- [Exercise materials]

****************

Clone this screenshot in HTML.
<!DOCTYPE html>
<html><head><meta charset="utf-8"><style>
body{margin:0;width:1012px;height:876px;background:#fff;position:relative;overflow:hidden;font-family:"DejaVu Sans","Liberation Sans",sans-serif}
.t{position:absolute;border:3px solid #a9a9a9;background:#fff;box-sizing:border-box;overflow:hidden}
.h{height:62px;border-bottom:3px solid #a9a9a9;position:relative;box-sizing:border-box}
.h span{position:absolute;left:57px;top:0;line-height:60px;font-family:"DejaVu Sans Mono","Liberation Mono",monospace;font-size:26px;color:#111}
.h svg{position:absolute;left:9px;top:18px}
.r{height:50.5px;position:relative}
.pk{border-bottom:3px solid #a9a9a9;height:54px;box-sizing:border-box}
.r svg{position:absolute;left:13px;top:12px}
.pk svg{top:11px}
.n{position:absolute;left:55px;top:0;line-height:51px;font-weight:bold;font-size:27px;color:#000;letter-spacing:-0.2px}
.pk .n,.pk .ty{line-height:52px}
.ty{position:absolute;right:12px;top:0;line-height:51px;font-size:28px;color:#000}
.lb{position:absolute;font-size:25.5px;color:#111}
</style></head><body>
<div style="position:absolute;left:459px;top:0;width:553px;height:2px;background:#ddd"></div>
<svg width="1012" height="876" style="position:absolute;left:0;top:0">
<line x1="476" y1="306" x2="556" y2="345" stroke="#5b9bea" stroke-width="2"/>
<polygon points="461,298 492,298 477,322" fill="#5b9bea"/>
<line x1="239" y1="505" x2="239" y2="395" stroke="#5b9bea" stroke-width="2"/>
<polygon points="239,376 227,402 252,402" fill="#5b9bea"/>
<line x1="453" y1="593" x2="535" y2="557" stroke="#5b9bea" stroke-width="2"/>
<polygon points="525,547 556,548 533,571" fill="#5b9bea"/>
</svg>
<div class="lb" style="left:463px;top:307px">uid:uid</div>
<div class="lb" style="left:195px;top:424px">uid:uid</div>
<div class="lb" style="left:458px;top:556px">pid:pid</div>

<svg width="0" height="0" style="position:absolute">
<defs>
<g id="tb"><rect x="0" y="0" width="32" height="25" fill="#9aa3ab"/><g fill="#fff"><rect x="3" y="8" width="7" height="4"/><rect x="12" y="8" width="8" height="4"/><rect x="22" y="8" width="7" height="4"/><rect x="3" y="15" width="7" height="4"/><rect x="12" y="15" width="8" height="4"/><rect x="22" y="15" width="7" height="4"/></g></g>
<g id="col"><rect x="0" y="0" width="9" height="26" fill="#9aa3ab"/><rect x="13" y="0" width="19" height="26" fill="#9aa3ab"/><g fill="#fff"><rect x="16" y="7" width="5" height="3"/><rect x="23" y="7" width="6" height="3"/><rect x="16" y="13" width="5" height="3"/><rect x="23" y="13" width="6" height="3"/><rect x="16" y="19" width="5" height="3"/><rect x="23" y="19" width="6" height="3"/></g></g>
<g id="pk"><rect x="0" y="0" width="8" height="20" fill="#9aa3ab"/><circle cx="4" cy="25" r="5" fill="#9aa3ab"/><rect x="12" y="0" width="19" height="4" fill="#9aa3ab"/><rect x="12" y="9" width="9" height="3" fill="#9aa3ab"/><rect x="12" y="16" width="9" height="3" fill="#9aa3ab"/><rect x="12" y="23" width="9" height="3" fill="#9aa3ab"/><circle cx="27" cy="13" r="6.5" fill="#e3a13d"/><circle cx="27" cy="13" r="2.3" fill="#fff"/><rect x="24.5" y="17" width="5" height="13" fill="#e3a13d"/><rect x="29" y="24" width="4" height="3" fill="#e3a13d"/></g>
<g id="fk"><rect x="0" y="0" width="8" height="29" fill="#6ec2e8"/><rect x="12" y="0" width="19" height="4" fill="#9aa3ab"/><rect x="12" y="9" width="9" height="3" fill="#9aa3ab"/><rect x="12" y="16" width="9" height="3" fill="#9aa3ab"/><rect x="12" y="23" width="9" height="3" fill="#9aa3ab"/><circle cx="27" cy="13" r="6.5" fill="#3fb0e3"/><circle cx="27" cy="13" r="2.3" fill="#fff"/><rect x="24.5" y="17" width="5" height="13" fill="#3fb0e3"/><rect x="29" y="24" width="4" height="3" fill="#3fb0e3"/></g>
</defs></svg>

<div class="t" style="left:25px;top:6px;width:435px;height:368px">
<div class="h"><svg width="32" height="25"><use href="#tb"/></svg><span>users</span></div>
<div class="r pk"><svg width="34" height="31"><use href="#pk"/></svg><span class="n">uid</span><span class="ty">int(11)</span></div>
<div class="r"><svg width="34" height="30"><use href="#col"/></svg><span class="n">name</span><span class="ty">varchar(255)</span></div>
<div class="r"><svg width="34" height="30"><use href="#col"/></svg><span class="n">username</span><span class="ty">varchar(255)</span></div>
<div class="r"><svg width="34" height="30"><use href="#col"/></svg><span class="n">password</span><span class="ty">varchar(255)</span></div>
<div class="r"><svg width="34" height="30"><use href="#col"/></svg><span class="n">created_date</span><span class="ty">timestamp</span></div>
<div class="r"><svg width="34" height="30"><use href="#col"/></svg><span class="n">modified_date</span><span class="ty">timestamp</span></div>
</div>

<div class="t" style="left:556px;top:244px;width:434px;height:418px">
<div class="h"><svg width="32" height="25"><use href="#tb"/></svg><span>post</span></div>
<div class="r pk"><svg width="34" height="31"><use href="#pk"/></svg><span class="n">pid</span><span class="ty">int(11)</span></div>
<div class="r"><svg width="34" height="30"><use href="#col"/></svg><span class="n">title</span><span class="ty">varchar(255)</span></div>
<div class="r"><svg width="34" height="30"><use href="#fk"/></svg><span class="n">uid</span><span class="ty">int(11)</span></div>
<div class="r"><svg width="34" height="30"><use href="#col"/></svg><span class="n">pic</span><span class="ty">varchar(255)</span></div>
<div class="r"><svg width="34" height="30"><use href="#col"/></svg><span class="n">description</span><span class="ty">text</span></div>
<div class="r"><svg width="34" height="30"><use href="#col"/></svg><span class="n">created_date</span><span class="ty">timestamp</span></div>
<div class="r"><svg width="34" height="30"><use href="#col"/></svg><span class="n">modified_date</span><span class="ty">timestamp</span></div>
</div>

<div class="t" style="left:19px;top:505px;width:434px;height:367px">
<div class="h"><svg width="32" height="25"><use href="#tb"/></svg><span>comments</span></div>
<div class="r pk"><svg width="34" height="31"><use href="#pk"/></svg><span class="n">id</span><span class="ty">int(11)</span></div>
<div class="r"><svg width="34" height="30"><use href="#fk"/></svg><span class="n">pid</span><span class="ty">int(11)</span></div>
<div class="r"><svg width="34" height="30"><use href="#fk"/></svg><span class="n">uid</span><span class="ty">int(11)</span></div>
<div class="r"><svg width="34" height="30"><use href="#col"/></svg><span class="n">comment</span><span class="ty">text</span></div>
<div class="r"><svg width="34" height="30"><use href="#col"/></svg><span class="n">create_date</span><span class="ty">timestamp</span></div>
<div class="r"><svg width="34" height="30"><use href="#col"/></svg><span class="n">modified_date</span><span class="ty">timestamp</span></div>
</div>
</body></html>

****************

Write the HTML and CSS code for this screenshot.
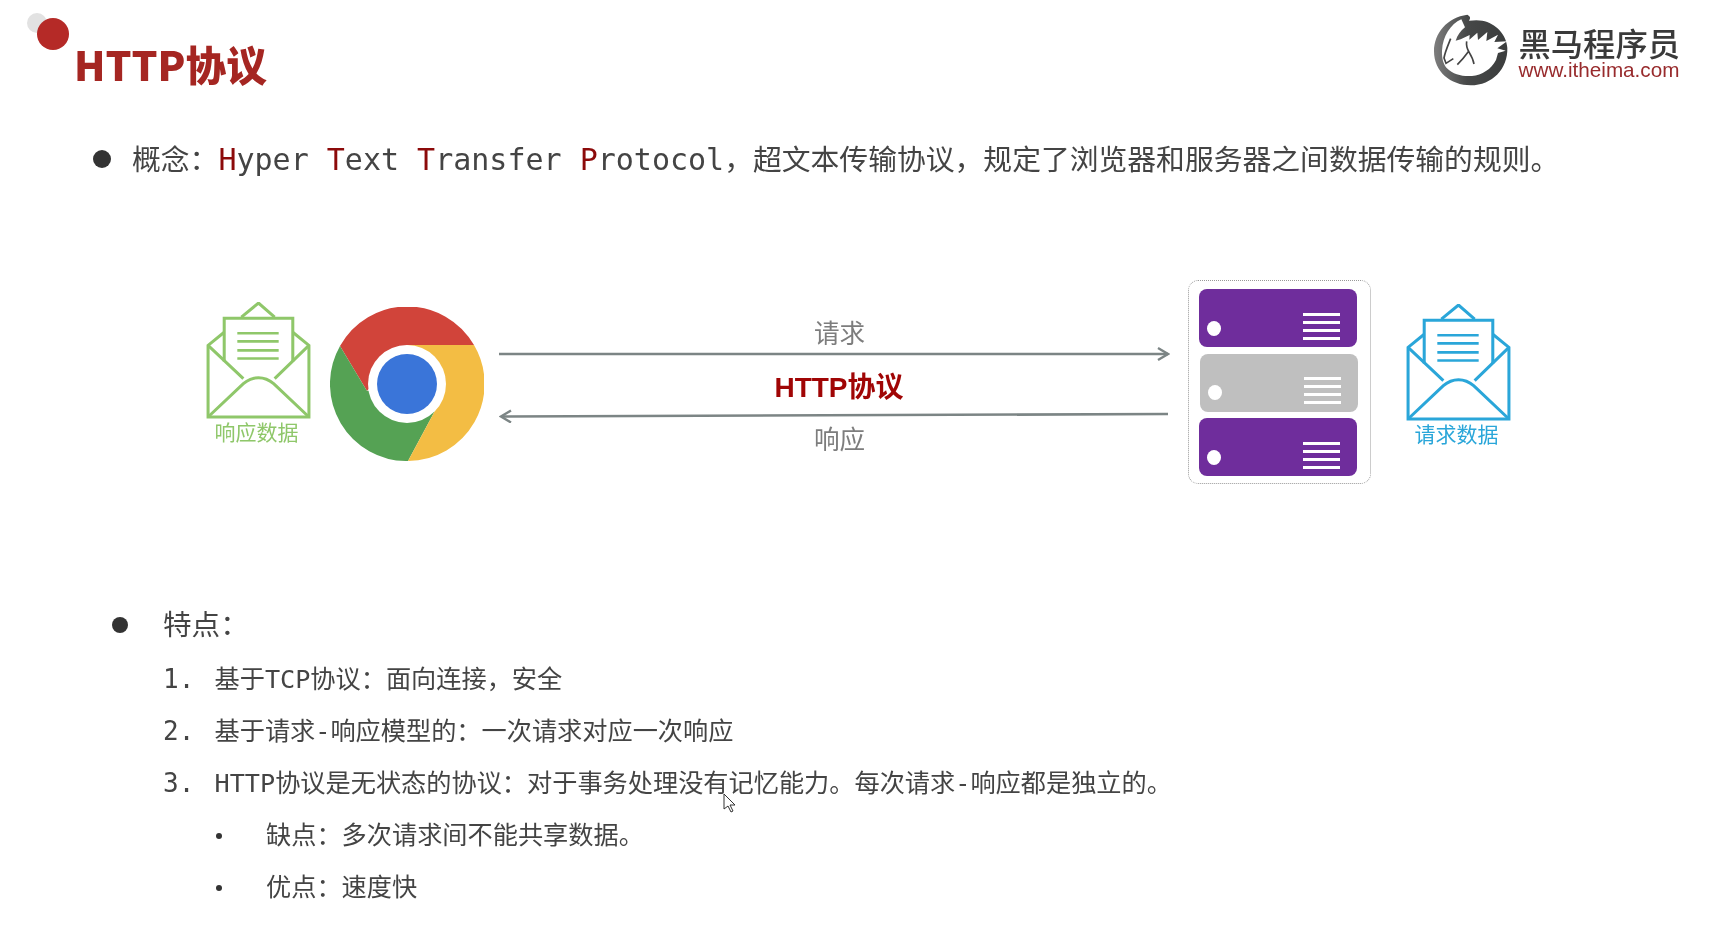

****************

- [Challenge]
Find the string "this" in the listing and return every line that holds it.

- [Solution to the exercise]
Clone this screenshot in HTML.
Write the HTML and CSS code for this screenshot.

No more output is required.